Sunday, August 31, 2008

A Wickedly Good Time

Adapted for the stage from Gregory Maguire's novel, "Wicked: A New Musical" tells the untold story of the witches of Oz: How one came to be known good and the other wicked.

The story illuminates the beginnings of Glinda the good and Elphaba the wicked and it does so in memorable musical numbers.

It also provides interesting insight into how the Cowardly Lion, Tin Man and Scarecrow, as well as the slippers, came to be. If you've seen the landmark 1939 film "The Wizard of Oz," you know what I'm talking about.

The musical humanizes the phosphorescently-green wicked witch by giving her a soul to care for what she knows is important, and a voice to stand up for what she believes in.

It also presents the light-complexioned good witch in a not so flattering glow: obsessed with do-gooder popularity and oozing with pious self-assurance.
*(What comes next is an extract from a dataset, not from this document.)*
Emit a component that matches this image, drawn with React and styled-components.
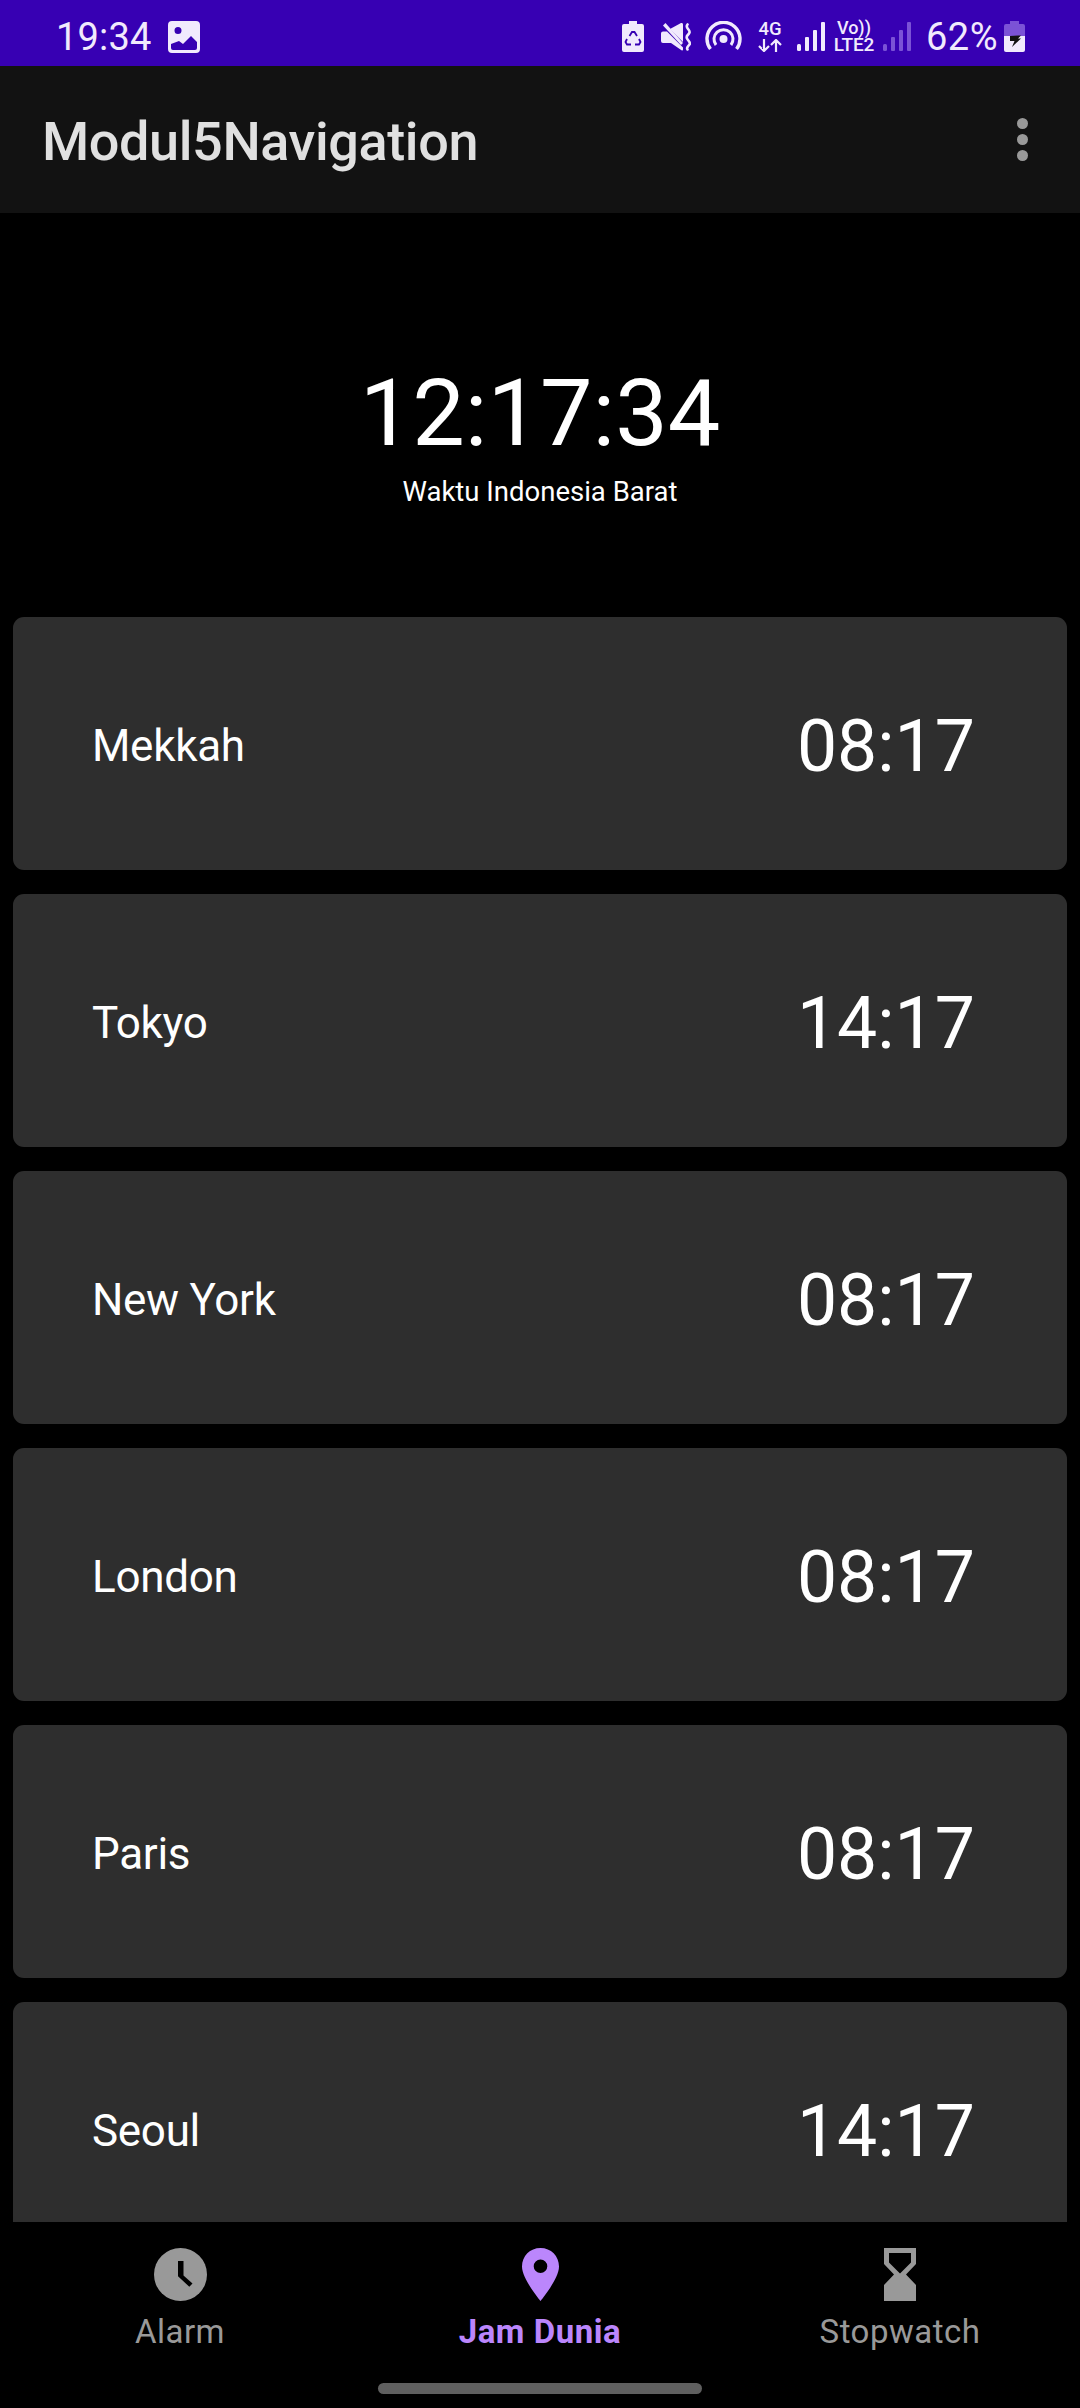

It is this gray area of being totally good and totally wicked that will perhaps most resonate with audiences as all of us have goodness and wickedness within us.

Stephen Schwartz is a gifted lyricist and composer and the range of songs in "Wicked" are proof of his versatility.

Worth mentioning are the incredible "Defying Gravity", the upbeat ensemble ditty "What Is This Feeling?", the melancholic "I'm Not That Girl", and the wickedly passionate "As Long As You're Mine".

The cast provides solid vocal performances and onstage presence with Erin Mackey as Glinda and Teal Wicks as Elphaba.

"Defying Gravity" is undoubtedly an audience favorite. It's mine, too. Aside from its high-flying vocal and staging requirements, it mimics our own struggles against social norms, gender biases, cultural constraints and personal foibles.

I did not enjoy the musical as I hoped I would, though. The culprit, I believe, is that I have been listening to the CD and following the libretto ever since the musical started lifting audiences to flights of musical fancy last year.

Rationale for doing so is it will let me thoroughly follow the story. You know how words sung can get lost in expression by the performer and comprehension by the spectator with all the things happening onstage.

But then, preconceived images of scenes have been ingrained in my mind for so long that events taking place onstage felt incongruous. Perhaps reading the novel instead would've left my imagination less tainted.

Still, I recommend watching the musical. It's neither groundbreaking nor run-of-the-mill, but it's worth a wickedly good while.

"Wicked: A New Musical" is playing at the Pantages Theater in Downtown L.A. until January 2009.